Sharing is revolutionizing the way we live -- and it's all thanks to new frontiers in technology.
It sounds silly, but it’s true. Instead of driving separate cars on an evening out, we split an Uber. Instead of paying for separate hotel rooms with the points we’ve racked up on airfare, we Airbnb for a fraction of the cost. We sell our barely worn clothes, shoes, and possessions to our neighbors at steep discounts on local buy-sell-trade walls. We use neighborhood apps like Next Door to share tips and information or ask for a cup of sugar. In fact, sharing is revolutionizing our society so dramatically that The New York Times recently featured an article about the massive impact it’s having on everything from the hotel industry to the economy.
“The sharing economy puts a value on making underutilized assets available to a community,” says Alex Stephany, author of “The Business of Sharing” and the chief executive of Beam, a sharing platform that uses crowdfunding to provide vocational training for homeless people. “It gives us more from less …”

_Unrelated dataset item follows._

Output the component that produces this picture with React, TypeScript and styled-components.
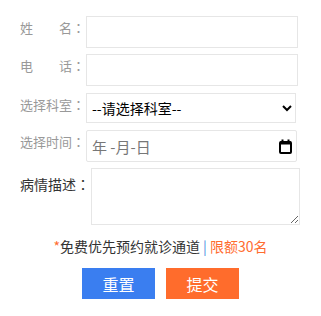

With more people moving to cities, embracing minimalism and connecting with like-minded people via smartphone apps, the sharing economy is affecting almost every aspect of our lives — and improving our society in surprising ways. Like our first-grade teachers taught us: Sharing is good.
Sure, communal sharing isn’t exactly a revolutionary new development in human society. It’s actually the backbone of society, the very thing that allowed us to form communities and civilizations. But during the economic and technological boom of the ’80s and ’90s, more money and more tech combined to make sharing become practically obsolete. We didn’t need to borrow a cup of sugar from a neighbor because we had the means and the transportation to go get our own. Sharing became something that was nearly frowned upon, and we kind of just … forgot how to do it.
In that respect, the recession of the new millennium was almost a boon for society. Our resources shrank as tech kept expanding and growing, and soon entrepreneurs realized that there was a brand new market they could tap into, one that combined basic economic need with growing awareness of environmental sustainability. So now, if you need a ride, a place to stay, or a new dress, there’s an app for that.
Honestly, I love this new frontier. I’ve met so many interesting Uber and Lyft drivers that are capitalizing on the ability to make a little extra money while also meeting new people. I’ve spent weekends in Austin with my local trainer team at a fraction of what I would have paid for a hotel room — and sharing a house with people is an amazing way to foster connections and build better team dynamics. And I’ve gotten to experience the wonder of train travel (something I learned to love during my semester abroad in college) combined with Wi-Fi, allowing me to work and relax during a trip and sparing me the misery of fighting construction and traffic on I-35.
I know we tend to be leery of new frontiers in technology, but this is one we shouldn’t fear. Sharing resources is a fundamental Christian virtue, and the fact that younger generations are embracing technology that offers new, more efficient and effective ways to practice that virtue is something that gives me a great deal of hope for the future.